Responsibility for the rent adjustment fund under the new uniform rent system may be transferred to the Financial Aid Office, Charles H. Taylor, Master of Kirkland House, said after a meeting of the Masters yesterday.

Many of the Masters, who were responsible for administering the fund under the series of graduated rents, are reported to favor the handling of the matter by the Financial Aid Office, as a part of the general scholarship procedures.

Alwin M. Pappenheimer, Master of Dunster House, has led the enthusiastic response of the Masters to the rent decision. He said that he has always been distressed by the number of "outrageously priced rooms in Dunster, which are not even the most valuable."

Several Masters dismissed the suggestion that rooms might be assigned on the basis of distinguished service to the House, as suggested last week.
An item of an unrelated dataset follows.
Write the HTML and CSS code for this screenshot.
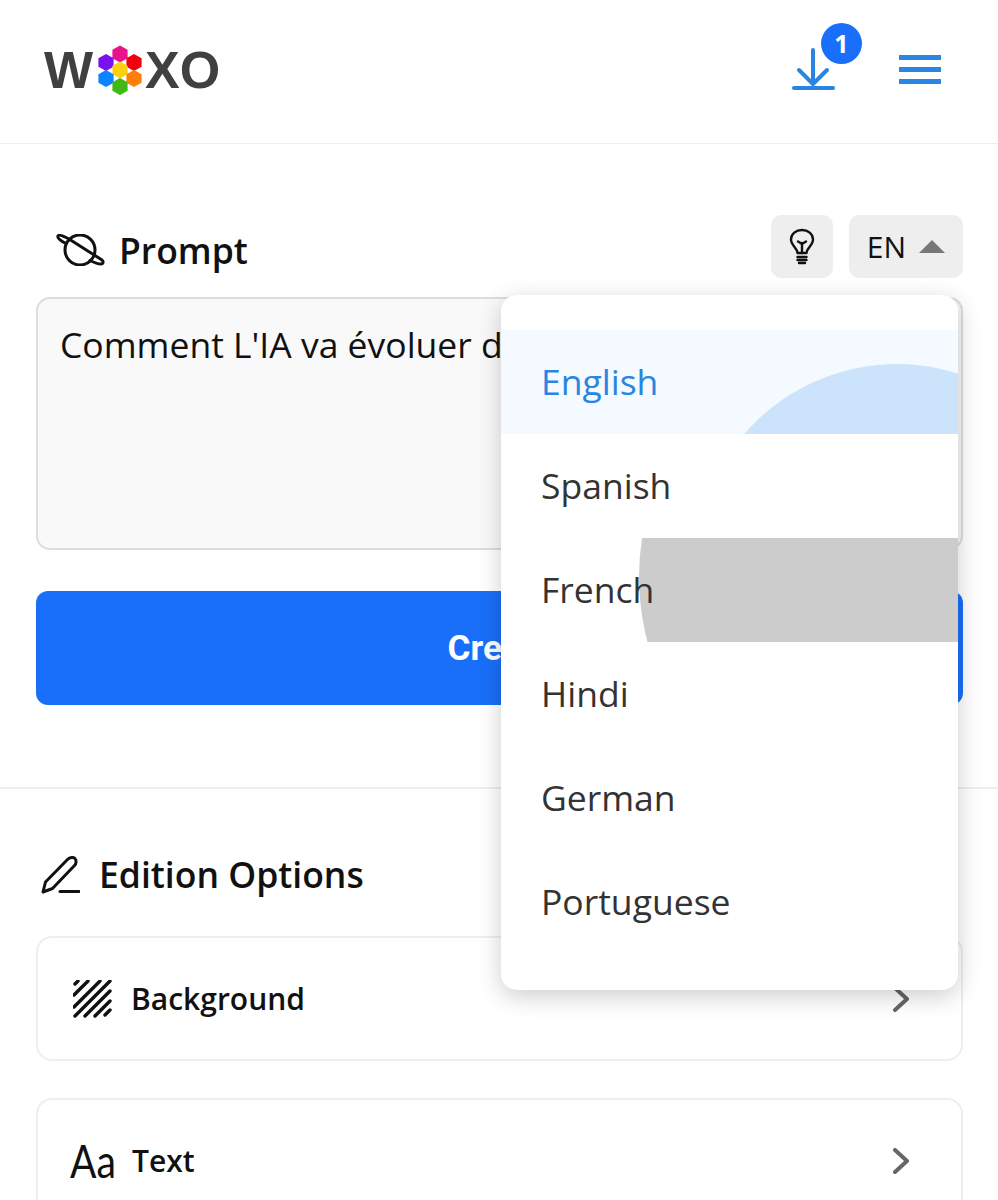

Taylor, in a statement to all members of Kirkland House, called the method "unfair and invidious;" he said he will arrive at his method of assignment after consulation with the House Committee and House staff.

Priority by Class

Priority by class will be the basic criterion for room assignment in all the Houses next year. Master John M. Bullitt of Quincy House suggested, however, that a year in Claverly-and other considerations might enhance a student's chances for a room in the new building of his House. He intends, however, to save a few rooms in the new building for entering sophomores to make it "well-balanced."

Sophomores and juniors with desirable rooms this year will probably be able to keep them next year, according to David E. Owen, Master of Winthrop House. Taylor, on the other hand, said he is not sure this will be the case in Kirkland.

Owen pointed out that the system will be more difficult to administer here than at Yale, since there is more variety in accommodations at Harvard.

The Winthrop Master stressed the unanimity of his colleagues, who requested the system three years ago. "I'm glad we'll no longer have to assign the best rooms to affluent sophomores, when seniors with theses to write can't afford them."